Re-open the messages panel by clicking on the view messages button and hit the pull button once more. You should see that your messages are once again displayed in the list. Thanks to our snapshot, we’ve successfully managed to mitigate a potential loss of data. Finish up by deleting all the resources we’ve created. Flick through each tab in the pub/sub browser, click the checkbox next to each resource and then click the delete button at the top of the page.
We’ve now covered the fundamentals of working with Cloud Pub/Sub. Let’s recap some of the key points of this post to wrap things up:
- Cloud Pub/Sub is a messaging service for your applications and services.
- Publishers are applications/services that produce data. They publish data as messages to a pub/sub topic.
- Subscribers are applications/services that consume data. They consume data via a subscription to a pub/sub topic.
- You can publish data from many publishers and consume data from many subscribers to a single pub/sub topic.

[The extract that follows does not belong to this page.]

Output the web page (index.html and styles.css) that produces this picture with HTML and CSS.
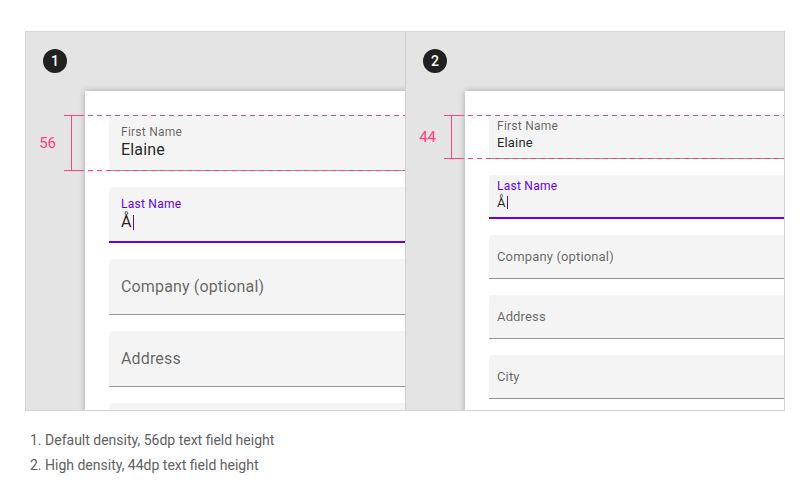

- Subscribers must acknowledge receipt of messages within the acknowledgement deadline time limit. If messages are not acknowledged in this time, they are resent.
- Unacknowledged messages are deleted from a topic after 7 days.
- Snapshots can capture the acknowledgment state of messages at a given point in time. Any messages unacknowledged or published after a snapshot is created can be resent by seeking to the snapshot.
- Pub/Sub messages must be smaller than 10MB in size.
- Cloud Pub/Sub can be used for processing data in (near) real-time.